Multiplication takes large time?

Manjunath_Gudisi · May 21, 2009, 9:43am

Hi All,

#define d_coeff 1024

__global__  void foo( unsigned char* array_1, unsigned char* array_2 )

{

	long k = blockDim.x * blockIdx.x + threadIdx.x;

	

	if(k < 4320000 )

	{

		int ind = 0;

		// some operations here. ind is updated here.

		ind = array_2[k];

		

		unsigned short int coeff = 0;

		 coeff = array_2[ind << 8];

		for( int i = 0; i < 3; i++ )

		{

			int p_value = ( __mul24( array_1[i], coeff ) + d_coeff ) >> 8;

			array_1[i] = (unsigned char)p_value;

		}

	}

}

this kernel is called as:

foo<<<8438, 512>>>(array_1, array_2);

and array_1 and array_2 are of size 1728000.

Here whole execution time for this function is 14ms . If I comment array_1[i]* coeff in

inner for loop then executon time is 4ms.

My questions are :

(1)Does mutiplication take so much time?

(2)If Yes, then how to reduce the execution time of this multiplication?

I have used <b>__mul24(array_1[i],coeff)</b> instead of <b>array_1[i]* coeff</b>, but 

didnot get any improvement in  execution time time.
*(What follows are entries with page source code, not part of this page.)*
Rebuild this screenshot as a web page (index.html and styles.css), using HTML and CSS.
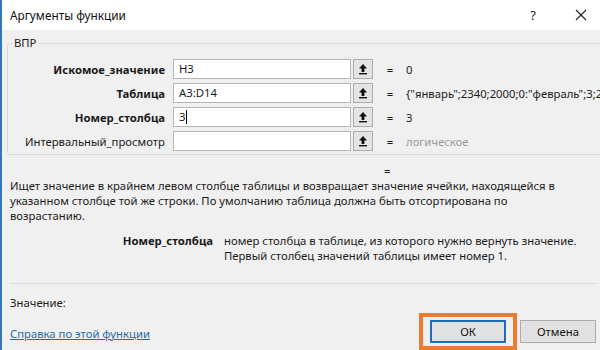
FILE: index.html
```html
<!DOCTYPE html>
<html lang="ru">
<head>
    <meta charset="UTF-8">
    <title>Аргументы функции</title>
    <link rel="stylesheet" href="styles.css">
</head>
<body>
    <div class="window">
        <div class="titlebar">
            <span class="title">Аргументы функции</span>
            <span class="help">?</span>
            <svg class="close" width="12" height="12" viewBox="0 0 12 12">
                <path d="M1 1L11 11M11 1L1 11" stroke="#222" stroke-width="1.1"/>
            </svg>
        </div>

        <div class="content">
            <fieldset class="group">
                <legend>ВПР</legend>
                <div class="args">
                    <div class="arg">
                        <label class="bold">Искомое_значение</label>
                        <div class="field">H3</div>
                        <button class="ref"><svg width="10" height="12" viewBox="0 0 10 12"><path d="M5 1L1 5.5H3.6V9H6.4V5.5H9Z" fill="#111"/><rect x="1" y="10" width="8" height="1.4" fill="#111"/></svg></button>
                        <span class="eq">=</span>
                        <span class="val">0</span>
                    </div>
                    <div class="arg">
                        <label class="bold">Таблица</label>
                        <div class="field">A3:D14</div>
                        <button class="ref"><svg width="10" height="12" viewBox="0 0 10 12"><path d="M5 1L1 5.5H3.6V9H6.4V5.5H9Z" fill="#111"/><rect x="1" y="10" width="8" height="1.4" fill="#111"/></svg></button>
                        <span class="eq">=</span>
                        <span class="val">{"январь";2340;2000;0:"февраль";3;2</span>
                    </div>
                    <div class="arg">
                        <label class="bold">Номер_столбца</label>
                        <div class="field">3<span class="caret"></span></div>
                        <button class="ref"><svg width="10" height="12" viewBox="0 0 10 12"><path d="M5 1L1 5.5H3.6V9H6.4V5.5H9Z" fill="#111"/><rect x="1" y="10" width="8" height="1.4" fill="#111"/></svg></button>
                        <span class="eq">=</span>
                        <span class="val">3</span>
                    </div>
                    <div class="arg">
                        <label>Интервальный_просмотр</label>
                        <div class="field"></div>
                        <button class="ref"><svg width="10" height="12" viewBox="0 0 10 12"><path d="M5 1L1 5.5H3.6V9H6.4V5.5H9Z" fill="#111"/><rect x="1" y="10" width="8" height="1.4" fill="#111"/></svg></button>
                        <span class="eq">=</span>
                        <span class="val muted">логическое</span>
                    </div>
                </div>
            </fieldset>

            <div class="result-eq">=</div>

            <p class="desc">Ищет значение в крайнем левом столбце таблицы и возвращает значение ячейки, находящейся в указанном столбце той же строки. По умолчанию таблица должна быть отсортирована по возрастанию.</p>

            <div class="arg-help">
                <span class="bold">Номер_столбца</span>
                <span class="arg-text">номер столбца в таблице, из которого нужно вернуть значение.<br>Первый столбец значений таблицы имеет номер 1.</span>
            </div>

            <hr class="sep">

            <div class="footer">
                <div class="footer-left">
                    <div>Значение:</div>
                    <a href="#" class="link">Справка по этой функции</a>
                </div>
                <div class="buttons">
                    <div class="highlight"><button class="btn primary">ОК</button></div>
                    <button class="btn">Отмена</button>
                </div>
            </div>
        </div>
    </div>
</body>
</html>
```

FILE: styles.css
```css
html, body {
    margin: 0;
    padding: 0;
}
body {
    font-family: "Noto Sans", "Open Sans", sans-serif;
    font-size: 11.3px;
    line-height: 15px;
    color: #1a1a1a;
    background: #f0f0f0;
}
.window {
    width: 598px;
    height: 350px;
    border-left: 2px solid #2f78c0;
    overflow: hidden;
}
.titlebar {
    height: 30px;
    background: #fff;
    display: flex;
    align-items: center;
    padding: 0 13px 0 8px;
}
.title {
    flex: 1;
    font-size: 11.8px;
    color: #111;
}
.help {
    font-size: 13px;
    margin-right: 39px;
    color: #222;
}
.content {
    padding: 0 4px 0 5px;
}
.group {
    box-sizing: border-box;
    margin: 5px 0 0;
    padding: 0;
    border: 1px solid #dadada;
    border-radius: 3px;
    height: 120px;
    overflow: hidden;
}
.group legend {
    padding: 0 2px;
    margin-left: 4px;
    line-height: 16px;
}
.args {
    display: flex;
    flex-direction: column;
    gap: 4px;
    margin-top: 8px;
}
.arg {
    display: flex;
    align-items: center;
    height: 20px;
}
.arg label {
    width: 157px;
    text-align: right;
    margin-right: 8px;
    white-space: nowrap;
}
.bold {
    font-weight: bold;
}
.field {
    width: 171px;
    height: 18px;
    border: 1px solid #b5b5b5;
    background: #fff;
    padding-left: 5px;
    line-height: 18px;
    display: flex;
    align-items: center;
}
.caret {
    display: inline-block;
    width: 1px;
    height: 14px;
    background: #000;
    margin-left: 1px;
}
.ref {
    width: 20px;
    height: 20px;
    margin-left: 2px;
    padding: 0;
    border: 1px solid #adadad;
    background: #e4e4e4;
    display: flex;
    align-items: center;
    justify-content: center;
}
.eq {
    width: 30px;
    text-align: center;
    margin-left: 2px;
}
.val {
    white-space: nowrap;
    margin-left: 1px;
}
.muted {
    color: #9a9a9a;
}
.result-eq {
    margin: 8px 0 0 377px;
    height: 15px;
}
.desc {
    margin: 0 0 0 3px;
    width: 575px;
}
.arg-help {
    display: flex;
    gap: 11px;
    margin-top: 10px;
}
.arg-help .bold {
    width: 206px;
    text-align: right;
    flex-shrink: 0;
}
.arg-text {
    white-space: nowrap;
}
.sep {
    border: none;
    border-top: 1px solid #dcdcdc;
    margin: 20px 0 0 3px;
}
.footer {
    display: flex;
    justify-content: space-between;
    padding-left: 3px;
}
.footer-left {
    display: flex;
    flex-direction: column;
    gap: 16px;
    padding-top: 11px;
}
.link {
    color: #1e6ea8;
    text-decoration: underline;
}
.buttons {
    display: flex;
    align-items: flex-start;
    gap: 3px;
    padding-top: 36px;
}
.highlight {
    border: 4px solid #ec7c30;
    padding: 3px 7px;
    margin: -7px 0 0;
    display: flex;
}
.btn {
    width: 76px;
    height: 23px;
    font-family: inherit;
    font-size: 11.3px;
    color: #111;
    background: #e1e1e1;
    border: 1px solid #adadad;
    padding: 0;
}
.btn.primary {
    border: 2px solid #1f6db5;
}
```
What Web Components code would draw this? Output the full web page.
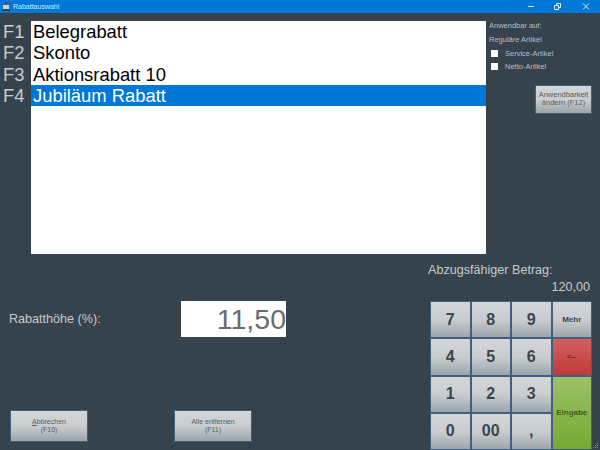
<!DOCTYPE html>
<html>
<head>
<meta charset="utf-8">
<title>Rabattauswahl</title>
<style>
html, body { margin: 0; height: 100%; overflow: hidden; background: #36434c; }
body { font-family: "Liberation Sans", Arial, sans-serif; }
</style>
</head>
<body>
<rabatt-window>
    <title-bar slot="title">Rabattauswahl</title-bar>
    <rabatt-list slot="list"></rabatt-list>
    <apply-panel slot="panel"></apply-panel>
    <amount-row slot="amount" label="Rabatthöhe (%):" value="11,50"></amount-row>
    <div slot="actions" style="display:contents">
        <pos-button style="width:78px;height:32px">
            <span><u>A</u>bbrechen<br>(F10)</span>
        </pos-button>
        <pos-button style="width:78px;height:32px;margin-left:86px">
            <span>Alle entfernen<br>(F11)</span>
        </pos-button>
    </div>
    <key-pad slot="keypad"></key-pad>
</rabatt-window>

<script>
class PosButton extends HTMLElement {
    constructor() {
        super()
        this.attachShadow({ mode: 'open' }).innerHTML = `<style>
            :host {
                display: flex;
                box-sizing: border-box;
                align-items: center;
                justify-content: center;
                text-align: center;
                border: 1px solid #3f6080;
                background: linear-gradient(#d3d7d9 0%, #c9cdd0 50%, #9ca5a9 100%);
                color: #565d63;
                font-size: 7px;
                line-height: 8px;
            }
            :host([key]) { font-size: 16px; font-weight: bold; color: #3c454c; }
            :host([label]) { font-size: 8px; font-weight: bold; color: #3c454c; }
            :host([danger]) { background: linear-gradient(#d45f5f, #c13a3c); color: #7e2a2a; }
            :host([ok]) { background: linear-gradient(#9cc268, #76a932); color: #3f5a20; }
        </style><slot></slot>`
    }
}

class TitleBar extends HTMLElement {
    constructor() {
        super()
        this.attachShadow({ mode: 'open' }).innerHTML = `<style>
            :host {
                display: flex;
                align-items: center;
                height: 13px;
                background: #0078d7;
                color: #d7e9f8;
                font-size: 7px;
            }
            .icon { margin: 0 3px 0 2px; }
            .name { flex: 1; }
            .controls { display: flex; margin-right: 1px; }
            .controls svg { width: 27px; height: 13px; display: block; }
        </style>
        <svg class="icon" width="8" height="9" viewBox="0 0 8 9">
            <rect x="1" y="3" width="6" height="4" fill="#c9d2da"/>
            <rect x="3" y="0" width="2" height="3" fill="#a83232"/>
            <rect x="0" y="7" width="8" height="2" fill="#39424b"/>
        </svg>
        <span class="name"><slot></slot></span>
        <span class="controls">
            <svg viewBox="0 0 27 13"><path d="M10 6.500h6" stroke="#e4eff9" fill="none"/></svg>
            <svg viewBox="0 0 27 13"><path d="M9.500 5.500h4v4h-4zM11.500 5.500v-2h4v4h-2" stroke="#e4eff9" fill="none"/></svg>
            <svg viewBox="0 0 27 13"><path d="M11 3.500l6 6M17 3.500l-6 6" stroke="#e4eff9" fill="none"/></svg>
        </span>`
    }
}

class RabattList extends HTMLElement {
    items = ["Belegrabatt", "Skonto", "Aktionsrabatt 10", "Jubiläum Rabatt"]
    selected = 3

    constructor() {
        super()
        this.shadow = this.attachShadow({ mode: 'open' })
    }

    connectedCallback() {
        const keys = this.items.map((_, i) => `<div class="key">F${i + 1}</div>`)
        const rows = this.items.map((item, i) =>
            `<div class="row${i === this.selected ? " selected" : ""}">${item}</div>`)
        this.shadow.innerHTML = `<style>
            :host { display: flex; font-size: 18.400px; line-height: 21.33px; }
            .keys { width: 31px; padding-left: 3px; box-sizing: border-box; color: #c7cbce; }
            .list { width: 455px; height: 233px; background: #fff; color: #000; }
            .row { padding-left: 2px; height: 21.33px; white-space: nowrap; }
            .selected { background: #0078d7; color: #fff; }
        </style>
        <div class="keys">${keys.join("")}</div>
        <div class="list">${rows.join("")}</div>`
    }
}

class ApplyPanel extends HTMLElement {
    constructor() {
        super()
        this.attachShadow({ mode: 'open' }).innerHTML = `<style>
            :host {
                display: flex;
                flex-direction: column;
                width: 111px;
                padding-left: 3px;
                box-sizing: border-box;
                color: #b8bdc0;
                font-size: 7.500px;
            }
            .line { height: 14px; line-height: 14px; }
            .check { display: flex; align-items: center; height: 13.300px; gap: 7px; margin-left: 2px; }
            .box { width: 7px; height: 7px; background: #fff; }
            pos-button { width: 57px; height: 29px; margin: 11px 0 0 46px; font-size: 7.500px; }
        </style>
        <div class="line" style="margin-top:-2px">Anwendbar auf:</div>
        <div class="line">Reguläre Artikel</div>
        <div class="check"><span class="box"></span>Service-Artikel</div>
        <div class="check"><span class="box"></span>Netto-Artikel</div>
        <pos-button>Anwendbarkeit<br>ändern (F12)</pos-button>`
    }
}

class AmountRow extends HTMLElement {
    connectedCallback() {
        const shadow = this.shadowRoot || this.attachShadow({ mode: 'open' })
        shadow.innerHTML = `<style>
            :host { display: flex; align-items: center; color: #c7cbce; font-size: 12.600px; }
            .label { width: 172px; padding-left: 9px; }
            .value {
                width: 105px;
                height: 36px;
                background: #fff;
                color: #6b6b6b;
                font-size: 28.500px;
                line-height: 36px;
                text-align: right;
            }
        </style>
        <div class="label">${this.getAttribute("label")}</div>
        <div class="value">${this.getAttribute("value")}</div>`
    }
}

class KeyPad extends HTMLElement {
    constructor() {
        super()
        this.attachShadow({ mode: 'open' }).innerHTML = `<style>
            :host {
                display: grid;
                grid-template-columns: repeat(4, 40.500px);
                grid-template-rows: repeat(4, 37.250px);
                width: 162px;
            }
            .ok { grid-column: 4; grid-row: 3 / span 2; }
        </style>
        <pos-button key>7</pos-button><pos-button key>8</pos-button><pos-button key>9</pos-button>
        <pos-button label>Mehr</pos-button>
        <pos-button key>4</pos-button><pos-button key>5</pos-button><pos-button key>6</pos-button>
        <pos-button label danger>&lt;--</pos-button>
        <pos-button key>1</pos-button><pos-button key>2</pos-button><pos-button key>3</pos-button>
        <pos-button label ok class="ok">Eingabe</pos-button>
        <pos-button key>0</pos-button><pos-button key>00</pos-button><pos-button key>,</pos-button>`
    }
}

class RabattWindow extends HTMLElement {
    constructor() {
        super()
        this.attachShadow({ mode: 'open' }).innerHTML = `<style>
            :host {
                display: flex;
                flex-direction: column;
                position: relative;
                width: 600px;
                height: 450px;
                background: #36434c;
                overflow: hidden;
            }
            .top { display: flex; padding-top: 8px; height: 233px; }
            .bottom { display: flex; flex: 1; }
            .left { display: flex; flex-direction: column; width: 430px; }
            .amount { margin-top: 47px; }
            .actions { display: flex; margin: 73px 0 0 10px; }
            .right { color: #c7cbce; font-size: 12.600px; }
            .deduct { margin: 8px 0 0 -2px; height: 16px; line-height: 16px; white-space: nowrap; }
            .sum { text-align: right; padding-right: 2px; height: 18px; line-height: 18px; margin-bottom: 5px; }
            .grip { position: absolute; right: 1px; bottom: 1px; }
        </style>
        <slot name="title"></slot>
        <div class="top"><slot name="list"></slot><slot name="panel"></slot></div>
        <div class="bottom">
            <div class="left">
                <div class="amount"><slot name="amount"></slot></div>
                <div class="actions"><slot name="actions"></slot></div>
            </div>
            <div class="right">
                <div class="deduct">Abzugsfähiger Betrag:</div>
                <div class="sum">120,00</div>
                <slot name="keypad"></slot>
            </div>
        </div>
        <svg class="grip" width="6" height="6" viewBox="0 0 6 6" fill="#8d979d">
            <rect x="4" y="0" width="1" height="1"/>
            <rect x="2" y="2" width="1" height="1"/><rect x="4" y="2" width="1" height="1"/>
            <rect x="0" y="4" width="1" height="1"/><rect x="2" y="4" width="1" height="1"/><rect x="4" y="4" width="1" height="1"/>
        </svg>`
    }
}

customElements.define("pos-button", PosButton)
customElements.define("title-bar", TitleBar)
customElements.define("rabatt-list", RabattList)
customElements.define("apply-panel", ApplyPanel)
customElements.define("amount-row", AmountRow)
customElements.define("key-pad", KeyPad)
customElements.define("rabatt-window", RabattWindow)
</script>
</body>
</html>
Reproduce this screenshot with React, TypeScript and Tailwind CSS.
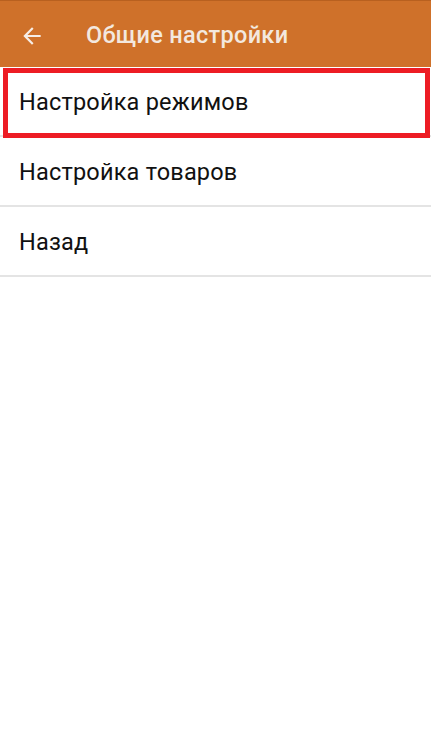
const items = ["Настройка режимов", "Настройка товаров", "Назад"];

function BackArrow() {
  return (
    <svg width="26" height="26" viewBox="0 0 24 24" fill="currentColor">
      <path d="M20 11H7.83l5.59-5.59L12 4l-8 8 8 8 1.41-1.41L7.83 13H20v-2z" />
    </svg>
  );
}

export default function App() {
  return (
    <div
      className="w-[431px] h-[740px] bg-white overflow-hidden"
      style={{ fontFamily: "Roboto, 'Noto Sans', sans-serif" }}
    >
      <header className="h-[67px] bg-[#cf712a] border-t border-[#b8601f] flex items-center pt-[3px]">
        <div className="w-[86px] pl-[19px] text-[#f6ede6] flex items-center">
          <BackArrow />
        </div>
        <h1 className="text-[23.5px] font-medium text-[#f3e8df] tracking-[0.3px]">Общие настройки</h1>
      </header>

      <ul>
        {items.map((label, i) => (
          <li
            key={label}
            className="relative h-[70px] border-b-2 border-[#e4e4e4] flex items-center pl-[19px] pt-[3px]"
          >
            <span className="text-[23.5px] text-[#111] tracking-[0.2px]">{label}</span>
            {i === 0 && (
              <div className="absolute left-[3px] right-[1px] top-[1px] bottom-[-3px] border-[5px] border-[#ed1c24]" />
            )}
          </li>
        ))}
      </ul>
    </div>
  );
}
x248 · May 21, 2009, 10:01am

Hi All,
#define d_coeff 1024

__global__  void foo( unsigned char* array_1, unsigned char* array_2 )

{

	long k = blockDim.x * blockIdx.x + threadIdx.x;

	

	if(k < 4320000 )

	{

		int ind = 0;

		// some operations here. ind is updated here.

		ind = array_2[k];

		

		unsigned short int coeff = 0;

		 coeff = array_2[ind << 8];

		for( int i = 0; i < 3; i++ )

		{

			int p_value = ( __mul24( array_1[i], coeff ) + d_coeff ) >> 8;

			array_1[i] = (unsigned char)p_value;

		}

	}

}
this kernel is called as:

foo<<<8438, 512>>>(array_1, array_2);

and array_1 and array_2 are of size 1728000.

Here whole execution time for this function is 14ms . If I comment array_1[i]* coeff in

inner for loop then executon time is 4ms.

My questions are :

(1)Does mutiplication take so much time?

(2)If Yes, then how to reduce the execution time of this multiplication?
I have used <b>__mul24(array_1[i],coeff)</b> instead of <b>array_1[i]* coeff</b>, but 

didnot get any improvement in  execution time time.

You are using array.

see http://forums.nvidia.com/index.php?showtopic=97222&st=20

with array you are in local memory and not the register.

Try wihout array, and you will see the performance…

Jamie_K · May 21, 2009, 2:03pm

You also have an obvious race condition on array_1. It won’t hurt performance but your program will not work correctly. Your main problem is you are in the wrong line of work.